This is a series wherein I will discuss whatever book I’m reading or have just finished. Feel free to post in the comments what you’re reading or your own thoughts about the books I discuss.
The Sea of Monsters by Rick Riordan
I am reading Book 2 in the series, Percy Jackson and the Olympians, at the request of A-Read. Last summer he read the first book, The Lightning Thief, and I read it more or less simultaneously. We had a lot of fun discussing it together, so when he finished The Sea of Monsters, he requested I read it, too.
These are middle-grade (MG) books about a boy named Percy who thinks he is the dyslexic, troubled son of a single mother. It turns out that he is also the son of Greek god Poseidon, and that there are other half-bloods in the US, constantly fighting mythological monsters for their very survival. It also turns out that his dyslexia is a common trait among half-bloods and that all those monsters were responsible for him being kicked out of school after school.
In the first book, Percy sets out on a quest to retrieve Zeus’s stolen lightning bolt of power with his friends, Annabeth – a daughter of Athena – and Grover – a satyr. In this second book, both Grover and Camp Half-Blood are in trouble, and Percy and Annabeth will attempt to save them.
I have three MG manuscripts on a shelf, so I relish this opportunity to pick apart a popular MG book and figure out what makes it so good. I believe there are many qualities that make the Percy Jackson books so successful – qualities they share with the Harry Potter books.
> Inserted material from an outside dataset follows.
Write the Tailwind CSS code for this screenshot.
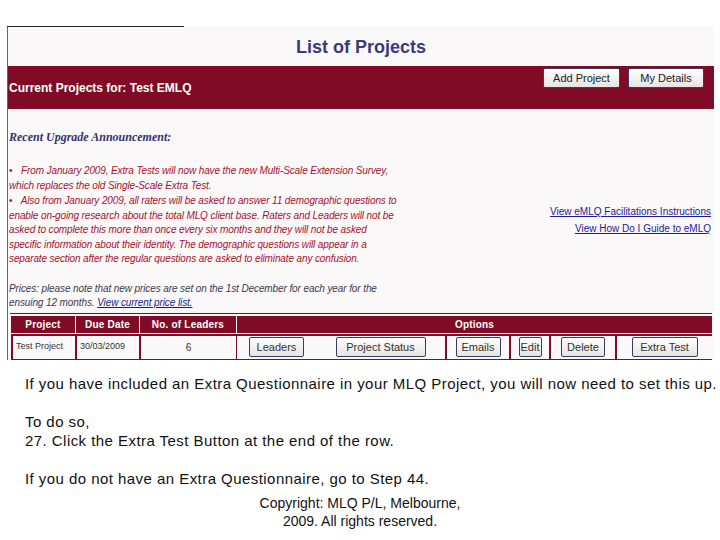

These books are action-packed, epic and funny.
Percy never has long to ponder what he’ll do next or why something is happening. As soon as he sits on the beach to figure out how he feels about all that’s happening, a stranger in jogging shorts comes out of nowhere to give him advice and gifts (like a thermos filled with the four winds).
Percy, like Harry, has heroic qualities that kids can either relate to or that they wish they had. No matter what stands against him (the god Ares, cannibalistic giants, or a half-blood former camper with wicked sword skills), Percy will do whatever it takes to save his friends and his mother.
Characters are funny, through their dialogue and actions, and are sometimes put in humorous situations. For example (A-Read shared this during a car trip), Percy tells his Cyclops sidekick, Tyson, to find them some donuts in the wilderness surrounding their tent, mostly to get Tyson out of the way so he can talk to Annabeth. Tyson leaves the tent calling, “Donuts. Donuts! Where are you, Donuts?” (Or words to that effect.) A-Read thought that was pretty hysterical.
So, what are some of your favorite MG reads and what makes them so special?